We pause as birthday wishes are made for a bright future together. America’s public-health triumph of the 20th century gained us almost thirty years to extend and enrich our lives. To benefit fully from our longevity dividend, we must explore creative solutions to better engage older adults in our social and economic fabric while protecting those of us in our new old age from abuse and exploitation. In sum, abuse and exploitation comprise a 21st-century public health epidemic that debilitates society and the inherent potential of what will soon be a fifth (US Census Bureau) of our adult citizens. Older citizens are an untapped resource for society, but they are also a target for perpetrators, many within state guardianship systems.
To protect seniors’ net worth, self-worth, and lives, we go global. Our global is our year-round, 360-degree perimeter protection and care, fostered in communication and cooperation among our circles of support, cradled by trust.
Elder abuse is the betrayal of trust. Trust is most explicit in guardianship. It is also the trust most betrayed.

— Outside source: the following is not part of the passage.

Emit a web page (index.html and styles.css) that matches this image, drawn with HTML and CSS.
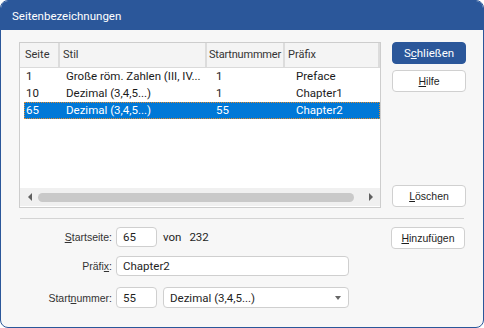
FILE: index.html
```html
<!DOCTYPE html>
<html lang="de">
<head>
  <meta charset="UTF-8">
  <title>Seitenbezeichnungen</title>
  <link rel="stylesheet" href="styles.css">
</head>
<body>
  <div class="window">
    <div class="titlebar">Seitenbezeichnungen</div>
    <div class="content">
      <div class="top">
        <div class="list">
          <div class="list-head">
            <div class="hcell c1">Seite</div>
            <div class="hcell c2">Stil</div>
            <div class="hcell c3">Startnummmer</div>
            <div class="hcell c4">Präfix</div>
          </div>
          <div class="rows">
            <div class="row">
              <span class="d1">1</span>
              <span class="d2">Große röm. Zahlen (III, IV...</span>
              <span class="d3">1</span>
              <span class="d4">Preface</span>
            </div>
            <div class="row">
              <span class="d1">10</span>
              <span class="d2">Dezimal (3,4,5...)</span>
              <span class="d3">1</span>
              <span class="d4">Chapter1</span>
            </div>
            <div class="row selected">
              <span class="d1">65</span>
              <span class="d2">Dezimal (3,4,5...)</span>
              <span class="d3">55</span>
              <span class="d4">Chapter2</span>
            </div>
          </div>
          <div class="hscroll">
            <span class="arrow left"></span>
            <div class="thumb"></div>
            <span class="arrow right"></span>
          </div>
        </div>
        <div class="side">
          <button class="btn primary">S<u>c</u>hließen</button>
          <button class="btn help"><u>H</u>ilfe</button>
          <button class="btn delete"><u>L</u>öschen</button>
        </div>
      </div>

      <div class="sep"></div>

      <div class="bottom">
        <div class="form">
          <label class="lbl"><u>S</u>tartseite:</label>
          <div class="field">
            <input class="txt short" type="text" value="65">
            <span class="of">von</span><span class="total">232</span>
          </div>
          <label class="lbl">Präfi<u>x</u>:</label>
          <div class="field">
            <input class="txt wide" type="text" value="Chapter2">
          </div>
          <label class="lbl third">Start<u>n</u>ummer:</label>
          <div class="field third">
            <input class="txt short tall" type="text" value="55">
            <div class="select">
              <span>Dezimal (3,4,5...)</span>
              <span class="caret"></span>
            </div>
          </div>
        </div>
        <button class="btn add"><u>H</u>inzufügen</button>
      </div>
    </div>
  </div>
</body>
</html>
```

FILE: styles.css
```css
body {
  margin: 0;
  font-family: Roboto, "Noto Sans", sans-serif;
  font-size: 11.5px;
  color: #1e1e1e;
}

.window {
  width: 484px;
  height: 328px;
  box-sizing: border-box;
  border: 1px solid #2b579a;
  border-radius: 8px;
  background: #f7f7f7;
  overflow: hidden;
}

.titlebar {
  height: 29px;
  line-height: 30px;
  padding-left: 11px;
  background: #2b579a;
  color: #fff;
  font-size: 11.5px;
}

.content {
  padding: 12px 17px 0 18px;
}

.top {
  display: flex;
  gap: 11px;
}

/* list view */
.list {
  width: 362px;
  height: 166px;
  box-sizing: border-box;
  border: 1px solid #cdcdcd;
  background: #fff;
  display: flex;
  flex-direction: column;
}

.list-head {
  display: flex;
  height: 24px;
  border-bottom: 1px solid #dadada;
  background: #f4f4f4;
  color: #333;
  font-size: 11px;
}

.hcell {
  line-height: 24px;
  border-right: 2px solid #dcdcdc;
  white-space: nowrap;
  overflow: hidden;
}

.c1 { width: 40px; padding-left: 5px; box-sizing: border-box; }
.c2 { width: 147px; padding-left: 3px; box-sizing: border-box; }
.c3 { width: 78px; padding-left: 2px; box-sizing: border-box; letter-spacing: -0.2px; }
.c4 { flex: 1; padding-left: 3px; }

.rows {
  flex: 1;
  padding-left: 4px;
}

.row {
  display: flex;
  height: 17px;
  line-height: 17px;
  white-space: nowrap;
  box-sizing: border-box;
  color: #1a1a1a;
}

.row span { padding-left: 2px; box-sizing: border-box; }
.d1 { width: 40px; }
.d2 { width: 150px; }
.d3 { width: 80px; }
.d4 { flex: 1; }

.row.selected {
  background: #0078d7;
  color: #fff;
  outline: 1px dotted #e08a2c;
  outline-offset: -1px;
}

.hscroll {
  height: 18px;
  margin-bottom: 1px;
  background: #f0f0f0;
  display: flex;
  align-items: center;
  padding: 0 7px 0 8px;
}

.thumb {
  flex: 1;
  height: 9px;
  margin: 0 15px 0 6px;
  border-radius: 5px;
  background: #c9c9c9;
}

.arrow {
  width: 0;
  height: 0;
  border-top: 4px solid transparent;
  border-bottom: 4px solid transparent;
}

.arrow.left { border-right: 4px solid #606060; }
.arrow.right { border-left: 4px solid #606060; }

/* buttons */
.side {
  display: flex;
  flex-direction: column;
  width: 74px;
  padding-bottom: 1px;
}

.btn {
  width: 74px;
  height: 22px;
  padding: 0;
  font-family: "Liberation Sans", Arial, sans-serif;
  font-size: 10.5px;
  color: #1e1e1e;
  background: #fff;
  border: 1px solid #d0d0d0;
  border-radius: 4px;
}

.btn.primary {
  font-family: Roboto, "Noto Sans", sans-serif;
  font-size: 11.5px;
  background: #2b579a;
  border-color: #2b579a;
  color: #fff;
}

.btn.help { margin-top: 6px; }
.btn.delete { margin-top: auto; }

.sep {
  height: 1px;
  margin: 10px 2px 0 1px;
  background: #d4d4d4;
}

/* form */
.bottom {
  display: flex;
  justify-content: space-between;
  padding-top: 8px;
}

.form {
  display: grid;
  grid-template-columns: 93px auto;
  column-gap: 4px;
  row-gap: 9px;
  align-items: center;
}

.lbl {
  text-align: right;
  color: #333;
  font-family: "Liberation Sans", Arial, sans-serif;
  font-size: 10.5px;
}

.third { margin-top: 2px; }

.field {
  display: flex;
  align-items: center;
}

.txt {
  height: 20px;
  box-sizing: border-box;
  padding: 0 6px;
  font-family: inherit;
  font-size: 11.5px;
  color: #1e1e1e;
  background: #fff;
  border: 1px solid #cfcfcf;
  border-radius: 4px;
}

.txt.short { width: 41px; }
.txt.wide { width: 233px; }
.txt.tall { height: 21px; }

.of { margin-left: 6px; }
.total { margin-left: 8px; }

.select {
  width: 186px;
  height: 21px;
  margin-left: 6px;
  box-sizing: border-box;
  padding: 0 7px 0 6px;
  background: #fff;
  border: 1px solid #cfcfcf;
  border-radius: 4px;
  display: flex;
  align-items: center;
  justify-content: space-between;
}

.caret {
  width: 0;
  height: 0;
  border-left: 3px solid transparent;
  border-right: 3px solid transparent;
  border-top: 4px solid #666;
}

.btn.add {
  margin-right: 1px;
  align-self: flex-start;
}
```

Elder justice is the promise of trust. Elder and justice are both forward-looking, as are promise and trust — individually, in sum, and in intention. Public health is forward-looking, too, with its emphasis on monitoring, effectiveness, and strategies toward prevention.
Elder justice is in its infancy compared to other realms that define our legal, ethical, and moral obligations. For humanity, elder justice can help complete, not compete, with, other causes, mindful of Hegel’s words (EB, 1999), paraphrased that,
Justice is not about just one cause or just another. Justice is inclusive and embracing coming full circle to become whole for society and for ourselves today and all along the way.
In memory of Mary Joy Quinn
This essay is dedicated to indefatigable, keen, caring Mary Joy Quinn (October 15, 1940 — January 23, 2024) who was director of the Probate Department, Superior Court of California, County of San Francisco, past president of the National College of Probate Judges, author of Guardianships of Adults: Achieving Justice, Autonomy, and Safety (2005), and so much more to so many colleagues.